In stark contrast, look at the crowded battlefield of the predatory cosmetic-industrial complex and personal care brands. While Katrina Kaif's Kay Beauty commands a healthy ₹350 crore in Gross Merchandise Value and Kriti Sanon's Hyphen claims an aggressive ₹400 crore trajectory, the tail end of the chart tells a far more sobering story. Deepika Padukone's 82°E, despite unparalleled global media positioning and peak celebrity visibility, registered a modest ₹14.7 crore in revenue, with notes indicating it is no longer fully owned by her.

We see this same pattern with stars like *Tamannaah Bhatia. Hailing from a business family, she has selectively leveraged her brand equity by taking equity stakes in mass-market giants like *SUGAR Cosmetics—alongside Ranveer Singh and Vineeta Singh—rather than attempting to manufacture an isolated skin empire from scratch. Furthermore, her launch of her own bootstrapped brand, Tamannaah Fine Jewellery in Juhu, marks a deliberate pivot away from traditional, locker-bound heritage luxury toward practical, everyday design. By maintaining hands-on creative direction, her entrepreneurial trajectory mirrors the smart shift away from bloated corporate frameworks and toward tangible, real-world utility.

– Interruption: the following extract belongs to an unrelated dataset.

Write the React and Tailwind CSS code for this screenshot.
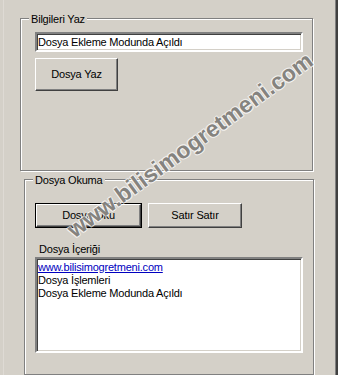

The Scrutiny of Saturated Markets

The stark disparity at the bottom of the chart highlights a critical lesson that modern marketing agencies refuse to acknowledge: *consumers are getting smarter*. The contemporary consumer base increasingly skeptical of the aesthetic vanity metrics pushed by corporate PR refuses to pay premium luxury markups for basic skincare formulations simply because a top-tier actor is attached to the bottle. When a brand functions primarily as an extension of a celebrity's manicured lifestyle rather than a high-performance, reasonably priced solution, it remains trapped in a niche silo. In a saturated market, no amount of hyper-glossy promotional campaigns can compensate for a lack of foundational, independent consumer trust. The Outlook Business chart shouldn't be read as a blanket endorsement of celebrity equity. It is a cautionary ledger showing that the era of treating consumer brands as low-effort celebrity merchandise is drawing to a close. True business builders are those who build physical infrastructure, solve genuine demographic.